The School District wants to issue Lease Certificates to build a new school and hand over the ownership of the building that will reside on school district property to investors for 20 years.
- The school district was looking for a vehicle to circumvent a referendum on the ballot. First, since school additions do not require a referendum, the school district proposed building an extension on the Monroe Middle School by replacing a park district field and playground with a school building and parking lot. The school district proposed using Debt Certificates to finance the project and would pay them out of the operating budget. The citizens rallied against transforming their park into school complex and this was no longer a viable option.
- The school district then decided to build a new Early Childhood Center just to the south of the existing building and would fund it through Lease Certificates. They had been led to believe that if they leased a building the school code requiring a referendum for a new stand-alone building would not apply. The Lease Certificates looked like the school district was issuing bonds and was using obscure section of the school code to justify it. A taxpayer sued the school district claiming the school code cited to fund the building was not proper. The project came to grinding halt and the lawsuit was settled with referendum allowing the taxpayers to decide whether they wanted a new Early Childhood Center or not.

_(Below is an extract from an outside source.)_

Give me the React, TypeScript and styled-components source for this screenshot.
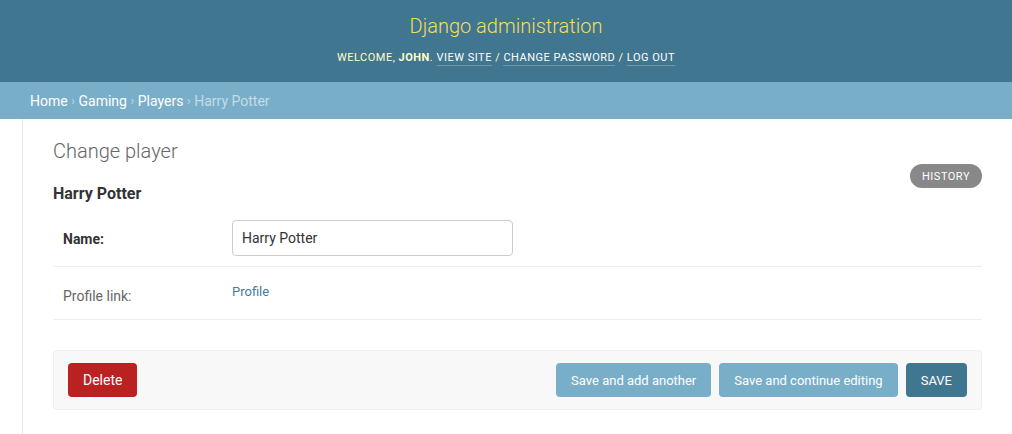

- The referendum passed in November 2018. The school district is still planning to finance the new building by issuing Lease Certificates.
Take a look at some background information from on-line.
Below is a presentation by Tammie Beckwith Schallmo of PMA at September 13, 2017 school board meeting discussing the use of Debt Certificates. https://esbpublic.cusd200.org/Attachments/fe46ed93-5a87-4209-99c4-f9dd028f177b.pdf
Below is concise statement Leases, Installment Contracts and Debt Certificates the law firm of Chapman and Cutler LLP. It can be found on https://www.chapman.com/practices-Leases-Installment-Contracts-Debt-Certificates.html
Below is concise statement Leases, Installment Contracts and Debt Certificates the law firm of IceMiller. https://www.icemiller.com/MediaLibraries/icemiller.com/IceMiller/PDFs/publications/Financing-Options-Using-Bonds-for-Illinois-School-Districts.pdf (see page 7)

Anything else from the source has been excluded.